The sun is barreling forward in its attempts to climb higher in the sky and I feel pretty good about things. There’s a bit of resignation, to be fair, but what if instead of fighting to be the person I want to be, as Clara suggested, I fought to accept the person I am? Would that work? It certainly seems easier. It’s not like I won’t still be trying to improve myself, because that’s somewhat natural (at least in American culture) and there’s certainly a time and place for that, but when I try to improve myself or make drastic changes at the wrong time it usually seems to backfire.
These things in mind, I feel pretty good about my trip to Mexico tomorrow. I’m flying to Puerto Vallarta nonstop on Alaska Airlines, staying a night at the Comfort Inn near the airport, and then flying to Guadalajara the next day on Aeromar, everyone’s sixth favorite Mexican national airline. Then, I’ll meet up with my friend Darren, we’ll chill in GDL a few days, and then we’ll begin our inexorable march towards Mexico City via Morelia, the capital of Michoacan, and some other small towns on the way. And then five days in Mexico City. Or so. And from there, who knows? Maybe Belize. Maybe El Salvador. Maybe Bogota. Maybe Chile. Maybe all of those places or maybe some place different entirely like French Guyana or Suriname.
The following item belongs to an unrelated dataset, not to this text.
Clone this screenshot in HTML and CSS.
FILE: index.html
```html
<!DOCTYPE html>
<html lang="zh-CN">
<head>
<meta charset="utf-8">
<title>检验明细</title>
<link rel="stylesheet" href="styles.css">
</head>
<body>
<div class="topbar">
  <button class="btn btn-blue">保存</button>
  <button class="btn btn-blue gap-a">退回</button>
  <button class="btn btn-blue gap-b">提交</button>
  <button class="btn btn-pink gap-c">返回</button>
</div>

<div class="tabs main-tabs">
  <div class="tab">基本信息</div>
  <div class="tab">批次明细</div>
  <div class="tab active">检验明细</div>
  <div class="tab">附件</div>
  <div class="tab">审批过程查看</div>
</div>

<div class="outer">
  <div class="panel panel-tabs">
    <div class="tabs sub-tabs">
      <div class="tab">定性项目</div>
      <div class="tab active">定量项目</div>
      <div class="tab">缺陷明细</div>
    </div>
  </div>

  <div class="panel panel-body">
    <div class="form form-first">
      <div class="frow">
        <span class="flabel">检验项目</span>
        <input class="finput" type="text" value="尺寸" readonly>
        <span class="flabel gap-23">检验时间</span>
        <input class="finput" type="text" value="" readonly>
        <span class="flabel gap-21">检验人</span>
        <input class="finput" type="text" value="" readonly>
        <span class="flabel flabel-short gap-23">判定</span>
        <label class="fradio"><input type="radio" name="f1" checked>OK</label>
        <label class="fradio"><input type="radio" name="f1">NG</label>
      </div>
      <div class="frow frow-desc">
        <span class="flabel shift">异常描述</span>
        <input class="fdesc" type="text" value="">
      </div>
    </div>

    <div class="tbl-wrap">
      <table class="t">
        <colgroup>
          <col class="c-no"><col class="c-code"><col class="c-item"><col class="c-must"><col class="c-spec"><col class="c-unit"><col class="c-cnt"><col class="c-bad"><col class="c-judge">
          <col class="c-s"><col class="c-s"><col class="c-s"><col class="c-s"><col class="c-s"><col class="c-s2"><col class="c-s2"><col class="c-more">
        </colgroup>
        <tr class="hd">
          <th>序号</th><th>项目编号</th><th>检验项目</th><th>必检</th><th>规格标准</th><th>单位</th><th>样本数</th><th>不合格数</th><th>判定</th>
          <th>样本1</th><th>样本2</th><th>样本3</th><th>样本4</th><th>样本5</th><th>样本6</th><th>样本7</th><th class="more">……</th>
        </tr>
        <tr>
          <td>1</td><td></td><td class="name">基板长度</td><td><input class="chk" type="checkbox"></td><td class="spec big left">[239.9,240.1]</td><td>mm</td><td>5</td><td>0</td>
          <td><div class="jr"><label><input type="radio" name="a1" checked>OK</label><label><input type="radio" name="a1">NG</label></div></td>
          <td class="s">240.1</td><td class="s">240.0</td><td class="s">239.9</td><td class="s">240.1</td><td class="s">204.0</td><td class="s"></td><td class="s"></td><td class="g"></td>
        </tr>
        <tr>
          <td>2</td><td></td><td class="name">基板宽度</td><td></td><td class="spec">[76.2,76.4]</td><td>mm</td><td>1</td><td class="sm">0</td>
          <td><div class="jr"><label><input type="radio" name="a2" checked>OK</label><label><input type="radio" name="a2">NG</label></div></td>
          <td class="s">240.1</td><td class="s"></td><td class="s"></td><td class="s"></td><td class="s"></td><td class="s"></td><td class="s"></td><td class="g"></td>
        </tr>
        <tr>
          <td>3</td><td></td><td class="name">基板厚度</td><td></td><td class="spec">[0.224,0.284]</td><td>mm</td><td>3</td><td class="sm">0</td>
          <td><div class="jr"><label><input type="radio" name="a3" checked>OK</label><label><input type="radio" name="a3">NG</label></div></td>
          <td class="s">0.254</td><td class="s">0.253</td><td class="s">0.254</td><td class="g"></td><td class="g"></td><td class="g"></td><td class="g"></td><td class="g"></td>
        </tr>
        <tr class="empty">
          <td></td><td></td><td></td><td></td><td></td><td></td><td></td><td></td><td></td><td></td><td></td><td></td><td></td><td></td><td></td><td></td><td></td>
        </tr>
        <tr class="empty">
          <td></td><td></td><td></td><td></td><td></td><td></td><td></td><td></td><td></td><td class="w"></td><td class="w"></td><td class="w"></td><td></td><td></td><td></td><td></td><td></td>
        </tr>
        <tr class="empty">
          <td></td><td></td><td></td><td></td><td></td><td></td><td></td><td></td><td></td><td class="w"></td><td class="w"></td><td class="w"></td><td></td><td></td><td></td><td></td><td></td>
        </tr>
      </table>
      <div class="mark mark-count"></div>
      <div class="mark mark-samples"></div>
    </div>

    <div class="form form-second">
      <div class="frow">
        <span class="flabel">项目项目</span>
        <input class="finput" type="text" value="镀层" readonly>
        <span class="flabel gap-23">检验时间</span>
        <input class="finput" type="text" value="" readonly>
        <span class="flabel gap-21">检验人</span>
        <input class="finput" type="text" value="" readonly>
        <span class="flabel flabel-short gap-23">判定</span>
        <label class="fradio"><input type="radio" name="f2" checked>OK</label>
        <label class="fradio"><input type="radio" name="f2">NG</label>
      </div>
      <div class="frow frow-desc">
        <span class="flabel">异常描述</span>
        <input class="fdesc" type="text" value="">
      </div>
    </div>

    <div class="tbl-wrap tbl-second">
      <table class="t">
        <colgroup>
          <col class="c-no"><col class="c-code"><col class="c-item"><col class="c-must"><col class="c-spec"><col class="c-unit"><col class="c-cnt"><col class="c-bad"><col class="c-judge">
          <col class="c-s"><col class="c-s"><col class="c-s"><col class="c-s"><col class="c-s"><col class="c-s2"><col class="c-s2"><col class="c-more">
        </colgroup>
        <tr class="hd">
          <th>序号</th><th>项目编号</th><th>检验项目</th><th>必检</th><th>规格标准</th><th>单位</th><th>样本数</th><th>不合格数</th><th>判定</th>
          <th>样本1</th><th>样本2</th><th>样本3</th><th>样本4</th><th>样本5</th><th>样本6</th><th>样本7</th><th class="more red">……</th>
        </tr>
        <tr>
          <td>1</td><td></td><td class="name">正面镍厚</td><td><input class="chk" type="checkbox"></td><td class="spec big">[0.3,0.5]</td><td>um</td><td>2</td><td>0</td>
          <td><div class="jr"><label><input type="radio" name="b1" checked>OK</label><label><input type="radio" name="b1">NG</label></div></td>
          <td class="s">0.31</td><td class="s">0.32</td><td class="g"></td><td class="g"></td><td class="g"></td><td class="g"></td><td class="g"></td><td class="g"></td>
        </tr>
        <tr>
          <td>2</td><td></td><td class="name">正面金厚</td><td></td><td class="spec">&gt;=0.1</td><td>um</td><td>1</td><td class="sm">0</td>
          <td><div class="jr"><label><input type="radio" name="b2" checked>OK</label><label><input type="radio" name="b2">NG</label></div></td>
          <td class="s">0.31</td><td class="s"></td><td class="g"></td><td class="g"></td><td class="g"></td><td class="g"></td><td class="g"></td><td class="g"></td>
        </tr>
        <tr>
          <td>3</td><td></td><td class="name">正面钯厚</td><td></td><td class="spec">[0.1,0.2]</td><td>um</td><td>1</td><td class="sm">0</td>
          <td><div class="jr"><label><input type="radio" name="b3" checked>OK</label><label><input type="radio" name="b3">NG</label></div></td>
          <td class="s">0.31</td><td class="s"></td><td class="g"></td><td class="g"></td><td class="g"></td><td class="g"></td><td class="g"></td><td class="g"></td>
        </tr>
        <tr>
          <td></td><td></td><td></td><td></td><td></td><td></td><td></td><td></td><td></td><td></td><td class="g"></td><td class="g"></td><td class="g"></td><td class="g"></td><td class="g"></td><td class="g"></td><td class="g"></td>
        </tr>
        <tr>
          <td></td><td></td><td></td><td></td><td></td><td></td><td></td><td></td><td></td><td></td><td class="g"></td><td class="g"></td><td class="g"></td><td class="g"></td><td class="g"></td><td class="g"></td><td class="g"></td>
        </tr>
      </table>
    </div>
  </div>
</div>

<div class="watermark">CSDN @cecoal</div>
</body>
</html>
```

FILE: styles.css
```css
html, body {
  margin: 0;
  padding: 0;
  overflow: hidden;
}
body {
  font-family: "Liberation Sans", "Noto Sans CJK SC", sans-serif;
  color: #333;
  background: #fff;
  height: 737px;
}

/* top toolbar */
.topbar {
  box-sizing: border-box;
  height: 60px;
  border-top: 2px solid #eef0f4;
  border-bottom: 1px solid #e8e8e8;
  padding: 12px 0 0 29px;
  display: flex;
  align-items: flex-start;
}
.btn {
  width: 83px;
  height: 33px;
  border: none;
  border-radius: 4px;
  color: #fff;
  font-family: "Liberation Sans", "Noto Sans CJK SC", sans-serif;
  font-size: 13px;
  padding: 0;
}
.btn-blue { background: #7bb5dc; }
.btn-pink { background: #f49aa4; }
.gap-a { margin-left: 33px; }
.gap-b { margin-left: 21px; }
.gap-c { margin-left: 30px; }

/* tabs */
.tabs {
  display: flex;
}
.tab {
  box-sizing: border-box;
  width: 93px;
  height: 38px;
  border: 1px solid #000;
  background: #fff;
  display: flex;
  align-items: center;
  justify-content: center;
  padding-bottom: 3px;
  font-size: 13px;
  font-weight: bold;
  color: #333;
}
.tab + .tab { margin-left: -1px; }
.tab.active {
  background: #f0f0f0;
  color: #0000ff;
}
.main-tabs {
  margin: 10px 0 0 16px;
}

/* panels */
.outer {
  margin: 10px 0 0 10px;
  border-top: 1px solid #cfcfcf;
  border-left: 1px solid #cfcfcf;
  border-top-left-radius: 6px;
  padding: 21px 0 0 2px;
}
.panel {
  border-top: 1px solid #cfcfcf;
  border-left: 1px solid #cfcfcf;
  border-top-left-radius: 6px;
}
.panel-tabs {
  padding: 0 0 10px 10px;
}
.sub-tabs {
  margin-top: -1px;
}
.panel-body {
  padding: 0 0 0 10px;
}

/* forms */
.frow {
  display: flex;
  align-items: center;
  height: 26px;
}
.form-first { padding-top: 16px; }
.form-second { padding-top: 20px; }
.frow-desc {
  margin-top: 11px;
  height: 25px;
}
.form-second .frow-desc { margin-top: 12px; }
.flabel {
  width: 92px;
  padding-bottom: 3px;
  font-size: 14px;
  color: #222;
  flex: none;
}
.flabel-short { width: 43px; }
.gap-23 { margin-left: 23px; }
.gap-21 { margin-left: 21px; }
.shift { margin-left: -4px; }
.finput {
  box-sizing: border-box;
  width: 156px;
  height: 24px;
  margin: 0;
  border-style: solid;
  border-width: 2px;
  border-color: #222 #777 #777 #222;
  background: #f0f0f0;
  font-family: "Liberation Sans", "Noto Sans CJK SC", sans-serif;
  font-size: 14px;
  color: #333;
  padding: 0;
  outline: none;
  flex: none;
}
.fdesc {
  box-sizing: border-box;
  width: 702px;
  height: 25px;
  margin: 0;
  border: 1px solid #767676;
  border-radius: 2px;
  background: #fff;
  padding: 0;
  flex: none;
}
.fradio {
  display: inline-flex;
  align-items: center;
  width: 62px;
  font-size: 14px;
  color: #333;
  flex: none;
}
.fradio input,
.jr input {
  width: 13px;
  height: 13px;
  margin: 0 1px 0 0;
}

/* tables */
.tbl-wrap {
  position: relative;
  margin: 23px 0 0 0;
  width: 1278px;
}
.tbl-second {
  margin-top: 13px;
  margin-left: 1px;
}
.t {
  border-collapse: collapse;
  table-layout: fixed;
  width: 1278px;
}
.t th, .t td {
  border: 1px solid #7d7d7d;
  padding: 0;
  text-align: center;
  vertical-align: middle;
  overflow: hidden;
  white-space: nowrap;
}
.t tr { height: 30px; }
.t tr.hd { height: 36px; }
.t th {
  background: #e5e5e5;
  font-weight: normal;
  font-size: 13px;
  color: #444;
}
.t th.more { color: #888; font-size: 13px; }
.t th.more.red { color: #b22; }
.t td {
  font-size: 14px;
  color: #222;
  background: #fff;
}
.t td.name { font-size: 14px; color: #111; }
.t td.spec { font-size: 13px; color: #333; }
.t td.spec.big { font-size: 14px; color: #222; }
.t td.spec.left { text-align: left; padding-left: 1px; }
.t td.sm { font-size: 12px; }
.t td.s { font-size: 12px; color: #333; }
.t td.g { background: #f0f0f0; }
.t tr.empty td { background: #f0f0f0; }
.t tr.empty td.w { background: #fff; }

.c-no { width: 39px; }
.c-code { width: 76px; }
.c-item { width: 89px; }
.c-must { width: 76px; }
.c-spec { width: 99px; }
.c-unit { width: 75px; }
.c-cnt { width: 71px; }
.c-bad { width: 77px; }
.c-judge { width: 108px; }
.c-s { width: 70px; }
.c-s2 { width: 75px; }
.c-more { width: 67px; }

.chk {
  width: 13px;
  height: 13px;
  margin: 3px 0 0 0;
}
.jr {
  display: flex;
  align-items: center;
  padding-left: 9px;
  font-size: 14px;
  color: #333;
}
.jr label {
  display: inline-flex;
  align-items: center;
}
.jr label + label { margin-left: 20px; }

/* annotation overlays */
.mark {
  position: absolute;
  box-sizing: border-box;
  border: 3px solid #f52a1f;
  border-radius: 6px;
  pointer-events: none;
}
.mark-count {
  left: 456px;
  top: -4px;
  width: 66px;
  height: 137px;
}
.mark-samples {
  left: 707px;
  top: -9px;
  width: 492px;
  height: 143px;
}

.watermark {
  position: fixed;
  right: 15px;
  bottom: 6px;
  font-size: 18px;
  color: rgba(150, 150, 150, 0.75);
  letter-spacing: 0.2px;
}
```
My succulents are stoked right now cuz they’re getting direct sun. I’m a bit anxious right now because I haven’t done much work today and also because of my trip tomorrow. Luckily, I don’t have to do much. I have to pack (easy). I have to maybe clean up the boat a little bit (fairly easy). And I have to not drink too much caffeine (potentially hard). It’s also OK if I don’t do much work today, since I can definitely get some done at the airport tomorrow, and tomorrow night at the Comfort Inn in Puerto Vallarta, everyone’s fourth favorite airport hotel, I have nothing to do and so could potentially work. Also, my work with Booking.com hasn’t fully picked up again since dropping off right before the holidays. I have about a day and a half of work this week, which is better than zero, but still not enough to be super stressful (or pay the bills). Basically what I’m trying to say is that my anxieties are somewhat unfounded, as they usually are. Everything will be fine, as it usually is, and if for some reason it’s not fine I’ll cross that bridge when I come to it. I enjoy crossing bridges. I don’t enjoy looking down when I cross bridges, however, because I feel a strange impulse to jump.
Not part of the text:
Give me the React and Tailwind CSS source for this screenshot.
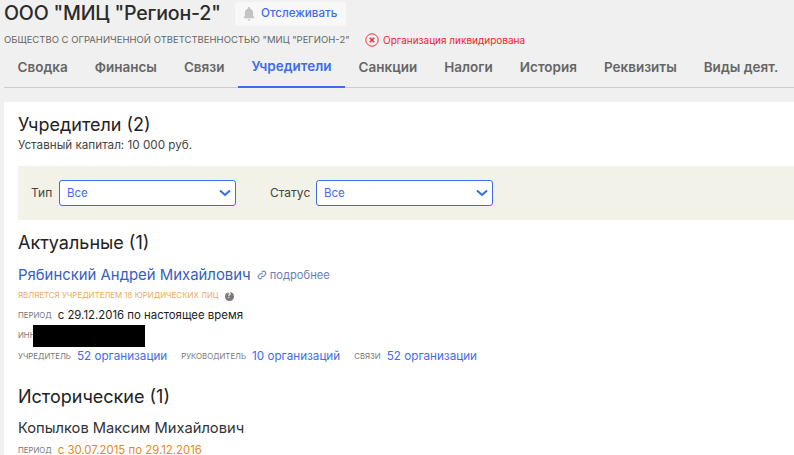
import React from "react";

const tabs = ["Сводка", "Финансы", "Связи", "Учредители", "Санкции", "Налоги", "История", "Реквизиты", "Виды деят."];

function Chevron() {
  return (
    <svg width="14" height="8" viewBox="0 0 14 8" fill="none" stroke="#2f6fe0" strokeWidth="2" className="shrink-0">
      <path d="M2 1.5 L7 6 L12 1.5" />
    </svg>
  );
}

function Select() {
  return (
    <div className="w-[177px] h-[26px] border border-[#3d6cf0] rounded-[3px] bg-white flex items-center justify-between pl-[7px] pr-[3px] text-[11.5px] text-[#3d6cf0]">
      <span className="pt-[2px]">Все</span>
      <Chevron />
    </div>
  );
}

function Label({ children, className = "" }) {
  return <span className={"text-[7.8px] uppercase text-[#777] " + className}>{children}</span>;
}

export default function App() {
  return (
    <div className="w-[794px] h-[455px] overflow-hidden bg-[#f0f0f0] font-['Inter','Noto_Sans',sans-serif] text-[#222]">
      <div className="h-[102px] pl-[4px]">
        <div className="flex items-center h-[27px]">
          <h1 className="text-[19.6px] leading-[27px] font-medium text-[#2b2b2b] tracking-[-0.2px] w-[217px]">ООО "МИЦ "Регион-2"</h1>
          <button className="ml-[14px] w-[111px] h-[24px] bg-[#f8f8f8] rounded-[3px] flex items-center pl-[7px] gap-[5px] text-[11.6px] font-medium text-[#3d6cf0]">
            <svg width="14" height="15" viewBox="0 0 24 24" fill="#c4c4c4"><path d="M12 1a2 2 0 0 0-2 2v1a7 7 0 0 0-5 7v5l-2 3v1h18v-1l-2-3v-5a7 7 0 0 0-5-7V3a2 2 0 0 0-2-2zM9.5 22a2.5 2.5 0 0 0 5 0z" /></svg>
            Отслеживать
          </button>
        </div>
        <div className="flex items-center h-[24px] pt-[2px]">
          <span className="text-[9.5px] text-[#666] w-[347px]">ОБЩЕСТВО С ОГРАНИЧЕННОЙ ОТВЕТСТВЕННОСТЬЮ "МИЦ "РЕГИОН-2"</span>
          <svg width="14" height="14" viewBox="0 0 14 14" fill="none" stroke="#f03040" className="ml-[14px]">
            <circle cx="7" cy="7" r="6.2" />
            <path d="M4.8 4.8 L9.2 9.2 M9.2 4.8 L4.8 9.2" strokeWidth="1.6" />
          </svg>
          <span className="ml-[4px] text-[10px] text-[#f5222d]">Организация ликвидирована</span>
        </div>
        <div className="h-[37px] border-b border-[#ccc] flex items-stretch">
          {tabs.map((t) => (
            <div
              key={t}
              className={
                "flex items-center whitespace-nowrap shrink-0 px-[13.5px] pb-[4px] text-[13.5px] font-semibold -mb-px " +
                (t === "Учредители" ? "text-[#3d6cf0] border-b-2 border-[#3d6cf0]" : "text-[#666]")
              }
            >
              {t}
            </div>
          ))}
        </div>
      </div>
      <div className="ml-[4px] h-[353px] bg-white pl-[14px] pt-[11px] overflow-hidden">
        <h2 className="text-[18px] leading-[24px] text-[#222]">Учредители (2)</h2>
        <p className="text-[11.7px] leading-[14px] text-[#444] mt-[1px]">Уставный капитал: 10 000 руб.</p>
        <div className="mt-[14px] h-[54px] bg-[#f2f2e8] flex items-center pl-[13px] text-[12px] text-[#444]">
          <span className="w-[28px]">Тип</span>
          <Select />
          <span className="ml-[34px] w-[46px]">Статус</span>
          <Select />
        </div>
        <h2 className="text-[18px] leading-[24px] mt-[11px] text-[#222]">Актуальные (1)</h2>
        <div className="mt-[11px] flex items-center h-[18px]">
          <span className="text-[14.9px] text-[#3560c0]">Рябинский Андрей Михайлович</span>
          <svg width="10" height="10" viewBox="0 0 24 24" fill="none" stroke="#6a7fb8" strokeWidth="2.6" className="ml-[6px]">
            <path d="M10 14a5 5 0 0 0 7 0l3-3a5 5 0 0 0-7-7l-1.5 1.5" />
            <path d="M14 10a5 5 0 0 0-7 0l-3 3a5 5 0 0 0 7 7l1.5-1.5" />
          </svg>
          <span className="ml-[3px] text-[11.2px] text-[#6a7fb8]">подробнее</span>
        </div>
        <div className="mt-[5px] flex items-center h-[14px]">
          <span className="text-[7.9px] uppercase text-[#e8ab66]">Является учредителем 18 юридических лиц</span>
          <span className="ml-[6px] w-[9px] h-[9px] rounded-full bg-[#777] text-white text-[7px] font-bold flex items-center justify-center">?</span>
        </div>
        <div className="mt-[6px] flex items-center h-[14px]">
          <Label>Период</Label>
          <span className="ml-[6px] text-[11.4px] text-[#222]">с 29.12.2016 по настоящее время</span>
        </div>
        <div className="mt-[2px] flex items-center h-[22px]">
          <Label className="w-[15px]">ИНН</Label>
          <div className="w-[112px] h-[22px] bg-black" />
        </div>
        <div className="mt-[2px] flex items-center h-[16px] text-[11.7px] text-[#3d6cf0]">
          <Label>Учредитель</Label>
          <span className="ml-[6px]">52 организации</span>
          <Label className="ml-[14px]">Руководитель</Label>
          <span className="ml-[6px]">10 организаций</span>
          <Label className="ml-[14px]">Связи</Label>
          <span className="ml-[6px]">52 организации</span>
        </div>
        <h2 className="text-[18px] leading-[24px] mt-[20px] text-[#222]">Исторические (1)</h2>
        <div className="mt-[10px] text-[14.7px] leading-[18px] text-[#333]">Копылков Максим Михайлович</div>
        <div className="mt-[7px] flex items-center h-[14px]">
          <Label>Период</Label>
          <span className="ml-[6px] text-[11.4px] text-[#e08a2c]">с 30.07.2015 по 29.12.2016</span>
        </div>
      </div>
    </div>
  );
}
Not sure what else to talk about. It’s March 1st. There’s a kingfisher on the boathouse across from me and a massive flock of crows just alighted on the tree on shore and are having a loud conversation. I climbed yesterday at SBP Fremont, and it was fairly great. Flashed some oranges. Didn’t send any blacks or blues but didn’t try a bunch either. I won’t climb for a month now, and I’m ready to let my body heal. That’s part of the reason for this trip — to take a break from climbing. I love climbing, but there’s nothing like a break to make you love it more. Last year when I couldn’t climb for two months because of my LCL I came back more motivated than ever and in many ways climbing better than ever. When you take a long break sometimes you unlearn bad habits, and if you watch videos of the pros, you learn new ones that you can implement when you start climbing again. And if anything hopefully my back is just happy.
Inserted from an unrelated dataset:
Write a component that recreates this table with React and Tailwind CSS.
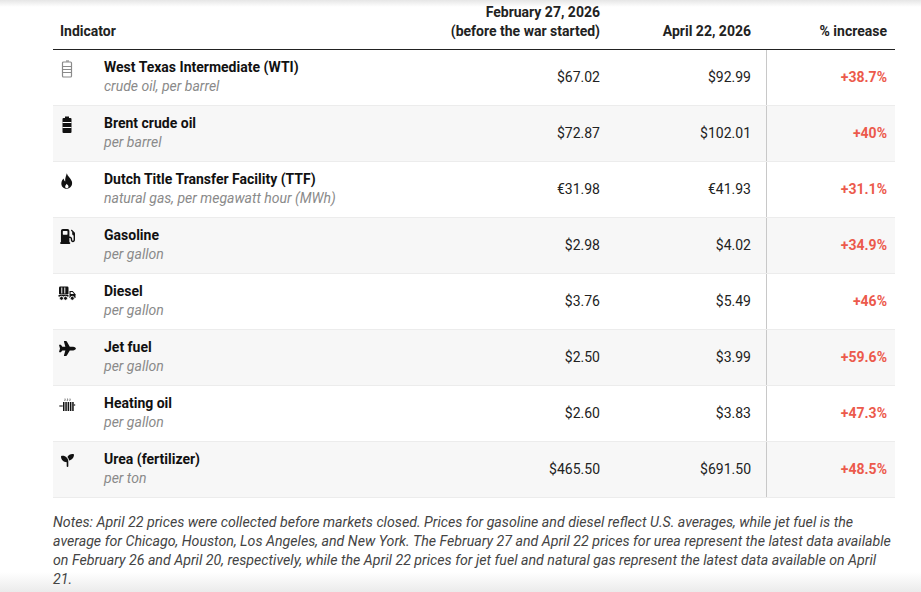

Is it time to go to Whole Foods?
No, I’m going to keep writing until I get to 1000 words.
Is anyone still there?
What am I going to do in Guadalajara, you might be wondering? What do I do when I travel? Well, I don’t do a ton. I mostly go to cafes and walk around. Which is more or less exactly what I do in Seattle, though when you’re doing it in a place you don’t really know speaking a language that’s not your native language it feels a little more special. Also, I lived in Guadalajara five years ago, teaching English at a place called Vancouver Language Centre and Spanish at the American consulate. I’ve only kept in touch with one person from my time there, so I hope to see her. But mostly I just hope to walk around and visit some of my old haunts and enjoy the ridiculously sunny, warm, temperatures, and enjoy our ridiculously chic AirBnb, and hang out with Darren. I don’t know how much drinking will be involved. I hope not too much. I was talking with my therapist today about how not all epiphanies are created equal, and how the epiphanies from drinking don’t measure up to those of a three or even one day fast. And I believe this wholeheartedly. When you fast your hierarchy of needs gets completely revamped, and so things that might’ve competed for attention in consciousness when you had nothing else to worry about just sort of fade away, and some other things that are actually quite important drift to the forefront. Last time I fasted moving to Leavenworth came up again, for example. And how it’s a good idea. How basically not living in Seattle is a good idea.
OK, that’s about it for now. I think it’s time to go to Whole Foods. I think I want some more caffeine and I would maim for an Urban Remedy matcha bar right now. Urban Remedy, will you sponsor me? Or employ me? Probably not.
I hope you’re all having a wonderful week. I look forward to blogging from Puerto Vallarta tomorrow, aka the Comfort Inn, everyone’s sixteenth favorite airport hotel.